Entries with page source code:
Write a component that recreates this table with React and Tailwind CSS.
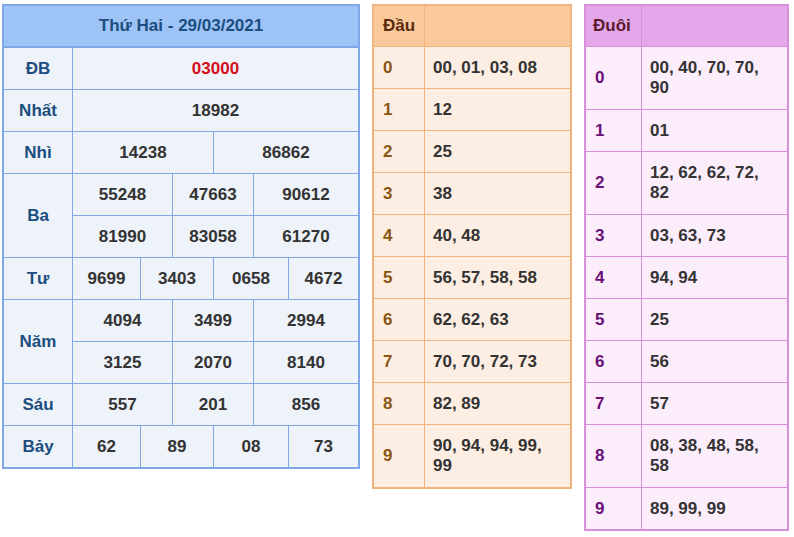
import React from "react";

const font = { fontFamily: '"Liberation Sans", Arial, sans-serif' };

function MainTable() {
  const cell = "bg-[#eef2f9] flex items-center justify-center text-[#333333]";
  const label = "bg-[#eef2f9] flex items-center justify-center text-[#1b4e7e]";
  return (
    <div className="border-2 border-[#80a8e6] bg-[#80a8e6] shrink-0">
      <div className="grid grid-cols-[68px_67px_31px_40px_39px_34px_69px] auto-rows-[41px] gap-px">
        <div className="col-span-7 h-[40px] bg-[#9dc3f7] flex items-center justify-center text-[#1b4e7e]">
          Thứ Hai - 29/03/2021
        </div>
        <div className={label}>ĐB</div>
        <div className={cell + " col-span-6 !text-[#d40f1c]"}>03000</div>

        <div className={label}>Nhất</div>
        <div className={cell + " col-span-6"}>18982</div>

        <div className={label}>Nhì</div>
        <div className={cell + " col-span-3"}>14238</div>
        <div className={cell + " col-span-3"}>86862</div>

        <div className={label + " row-span-2"}>Ba</div>
        <div className={cell + " col-span-2"}>55248</div>
        <div className={cell + " col-span-2"}>47663</div>
        <div className={cell + " col-span-2"}>90612</div>
        <div className={cell + " col-span-2"}>81990</div>
        <div className={cell + " col-span-2"}>83058</div>
        <div className={cell + " col-span-2"}>61270</div>

        <div className={label}>Tư</div>
        <div className={cell}>9699</div>
        <div className={cell + " col-span-2"}>3403</div>
        <div className={cell + " col-span-2"}>0658</div>
        <div className={cell}>4672</div>

        <div className={label + " row-span-2"}>Năm</div>
        <div className={cell + " col-span-2"}>4094</div>
        <div className={cell + " col-span-2"}>3499</div>
        <div className={cell + " col-span-2"}>2994</div>
        <div className={cell + " col-span-2"}>3125</div>
        <div className={cell + " col-span-2"}>2070</div>
        <div className={cell + " col-span-2"}>8140</div>

        <div className={label}>Sáu</div>
        <div className={cell + " col-span-2"}>557</div>
        <div className={cell + " col-span-2"}>201</div>
        <div className={cell + " col-span-2"}>856</div>

        <div className={label}>Bảy</div>
        <div className={cell}>62</div>
        <div className={cell + " col-span-2"}>89</div>
        <div className={cell + " col-span-2"}>08</div>
        <div className={cell}>73</div>
      </div>
    </div>
  );
}

const dau = [
  ["0", ["00, 01, 03, 08"]],
  ["1", ["12"]],
  ["2", ["25"]],
  ["3", ["38"]],
  ["4", ["40, 48"]],
  ["5", ["56, 57, 58, 58"]],
  ["6", ["62, 62, 63"]],
  ["7", ["70, 70, 72, 73"]],
  ["8", ["82, 89"]],
  ["9", ["90, 94, 94, 99,", "99"]],
];

const duoi = [
  ["0", ["00, 40, 70, 70,", "90"]],
  ["1", ["01"]],
  ["2", ["12, 62, 62, 72,", "82"]],
  ["3", ["03, 63, 73"]],
  ["4", ["94, 94"]],
  ["5", ["25"]],
  ["6", ["56"]],
  ["7", ["57"]],
  ["8", ["08, 38, 48, 58,", "58"]],
  ["9", ["89, 99, 99"]],
];

function SideTable({ title, rows, border, head, body, titleColor, digitColor, labelW, titlePad }) {
  return (
    <div className={"border-2 shrink-0 " + border}>
      <div className={"grid gap-px " + labelW}>
        <div className={"h-[40px] flex items-center " + head + " " + titlePad + " " + titleColor}>{title}</div>
        <div className={"h-[40px] " + head}></div>
        {rows.map(([d, lines]) => {
          const h = lines.length > 1 ? "h-[62px]" : "h-[41px]";
          return (
            <React.Fragment key={d}>
              <div className={"flex items-center pl-[9px] " + h + " " + body + " " + digitColor}>{d}</div>
              <div className={"flex flex-col justify-center pl-[8px] leading-[20px] text-[#333333] " + h + " " + body}>
                {lines.map((l, i) => (
                  <div key={i}>{l}</div>
                ))}
              </div>
            </React.Fragment>
          );
        })}
      </div>
    </div>
  );
}

export default function App() {
  return (
    <div
      className="w-[794px] h-[537px] bg-white flex items-start gap-[12px] pl-[2px] pt-[4px] text-[17px] font-bold overflow-hidden"
      style={font}
    >
      <MainTable />
      <SideTable
        title="Đầu"
        rows={dau}
        border="border-[#f0b47c] bg-[#f0b47c]"
        head="bg-[#f9c99c]"
        body="bg-[#fdeee3]"
        titleColor="text-[#5a2a0c]"
        digitColor="text-[#8a5712]"
        labelW="grid-cols-[50px_145px]"
        titlePad="pl-[9px]"
      />
      <SideTable
        title="Đuôi"
        rows={duoi}
        border="border-[#d88fdc] bg-[#d88fdc]"
        head="bg-[#e4a8ea]"
        body="bg-[#fcedfb]"
        titleColor="text-[#5c1a2e]"
        digitColor="text-[#6a1178]"
        labelW="grid-cols-[55px_145px]"
        titlePad="pl-[7px]"
      />
    </div>
  );
}
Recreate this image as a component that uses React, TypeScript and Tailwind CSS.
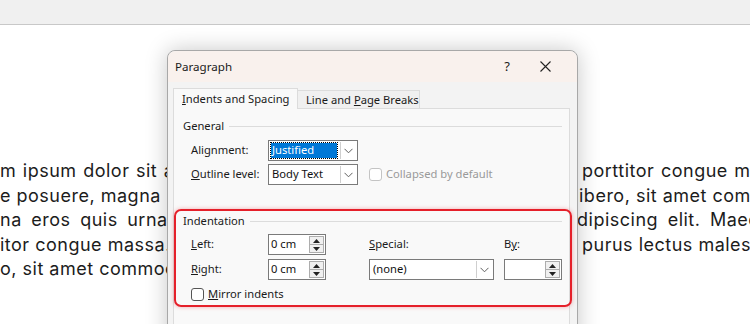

[Goal]
Restate each entry word for word, leaving out any pictures.

[Answer to this task]
Write a component that recreates this table with React and Tailwind CSS.
import React from "react";

const font = { fontFamily: '"Liberation Sans", Arial, sans-serif' };

function MainTable() {
  const cell = "bg-[#eef2f9] flex items-center justify-center text-[#333333]";
  const label = "bg-[#eef2f9] flex items-center justify-center text-[#1b4e7e]";
  return (
    <div className="border-2 border-[#80a8e6] bg-[#80a8e6] shrink-0">
      <div className="grid grid-cols-[68px_67px_31px_40px_39px_34px_69px] auto-rows-[41px] gap-px">
        <div className="col-span-7 h-[40px] bg-[#9dc3f7] flex items-center justify-center text-[#1b4e7e]">
          Thứ Hai - 29/03/2021
        </div>
        <div className={label}>ĐB</div>
        <div className={cell + " col-span-6 !text-[#d40f1c]"}>03000</div>

        <div className={label}>Nhất</div>
        <div className={cell + " col-span-6"}>18982</div>

        <div className={label}>Nhì</div>
        <div className={cell + " col-span-3"}>14238</div>
        <div className={cell + " col-span-3"}>86862</div>

        <div className={label + " row-span-2"}>Ba</div>
        <div className={cell + " col-span-2"}>55248</div>
        <div className={cell + " col-span-2"}>47663</div>
        <div className={cell + " col-span-2"}>90612</div>
        <div className={cell + " col-span-2"}>81990</div>
        <div className={cell + " col-span-2"}>83058</div>
        <div className={cell + " col-span-2"}>61270</div>

        <div className={label}>Tư</div>
        <div className={cell}>9699</div>
        <div className={cell + " col-span-2"}>3403</div>
        <div className={cell + " col-span-2"}>0658</div>
        <div className={cell}>4672</div>

        <div className={label + " row-span-2"}>Năm</div>
        <div className={cell + " col-span-2"}>4094</div>
        <div className={cell + " col-span-2"}>3499</div>
        <div className={cell + " col-span-2"}>2994</div>
        <div className={cell + " col-span-2"}>3125</div>
        <div className={cell + " col-span-2"}>2070</div>
        <div className={cell + " col-span-2"}>8140</div>

        <div className={label}>Sáu</div>
        <div className={cell + " col-span-2"}>557</div>
        <div className={cell + " col-span-2"}>201</div>
        <div className={cell + " col-span-2"}>856</div>

        <div className={label}>Bảy</div>
        <div className={cell}>62</div>
        <div className={cell + " col-span-2"}>89</div>
        <div className={cell + " col-span-2"}>08</div>
        <div className={cell}>73</div>
      </div>
    </div>
  );
}

const dau = [
  ["0", ["00, 01, 03, 08"]],
  ["1", ["12"]],
  ["2", ["25"]],
  ["3", ["38"]],
  ["4", ["40, 48"]],
  ["5", ["56, 57, 58, 58"]],
  ["6", ["62, 62, 63"]],
  ["7", ["70, 70, 72, 73"]],
  ["8", ["82, 89"]],
  ["9", ["90, 94, 94, 99,", "99"]],
];

const duoi = [
  ["0", ["00, 40, 70, 70,", "90"]],
  ["1", ["01"]],
  ["2", ["12, 62, 62, 72,", "82"]],
  ["3", ["03, 63, 73"]],
  ["4", ["94, 94"]],
  ["5", ["25"]],
  ["6", ["56"]],
  ["7", ["57"]],
  ["8", ["08, 38, 48, 58,", "58"]],
  ["9", ["89, 99, 99"]],
];

function SideTable({ title, rows, border, head, body, titleColor, digitColor, labelW, titlePad }) {
  return (
    <div className={"border-2 shrink-0 " + border}>
      <div className={"grid gap-px " + labelW}>
        <div className={"h-[40px] flex items-center " + head + " " + titlePad + " " + titleColor}>{title}</div>
        <div className={"h-[40px] " + head}></div>
        {rows.map(([d, lines]) => {
          const h = lines.length > 1 ? "h-[62px]" : "h-[41px]";
          return (
            <React.Fragment key={d}>
              <div className={"flex items-center pl-[9px] " + h + " " + body + " " + digitColor}>{d}</div>
              <div className={"flex flex-col justify-center pl-[8px] leading-[20px] text-[#333333] " + h + " " + body}>
                {lines.map((l, i) => (
                  <div key={i}>{l}</div>
                ))}
              </div>
            </React.Fragment>
          );
        })}
      </div>
    </div>
  );
}

export default function App() {
  return (
    <div
      className="w-[794px] h-[537px] bg-white flex items-start gap-[12px] pl-[2px] pt-[4px] text-[17px] font-bold overflow-hidden"
      style={font}
    >
      <MainTable />
      <SideTable
        title="Đầu"
        rows={dau}
        border="border-[#f0b47c] bg-[#f0b47c]"
        head="bg-[#f9c99c]"
        body="bg-[#fdeee3]"
        titleColor="text-[#5a2a0c]"
        digitColor="text-[#8a5712]"
        labelW="grid-cols-[50px_145px]"
        titlePad="pl-[9px]"
      />
      <SideTable
        title="Đuôi"
        rows={duoi}
        border="border-[#d88fdc] bg-[#d88fdc]"
        head="bg-[#e4a8ea]"
        body="bg-[#fcedfb]"
        titleColor="text-[#5c1a2e]"
        digitColor="text-[#6a1178]"
        labelW="grid-cols-[55px_145px]"
        titlePad="pl-[7px]"
      />
    </div>
  );
}
Recreate this image as a component that uses React, TypeScript and Tailwind CSS.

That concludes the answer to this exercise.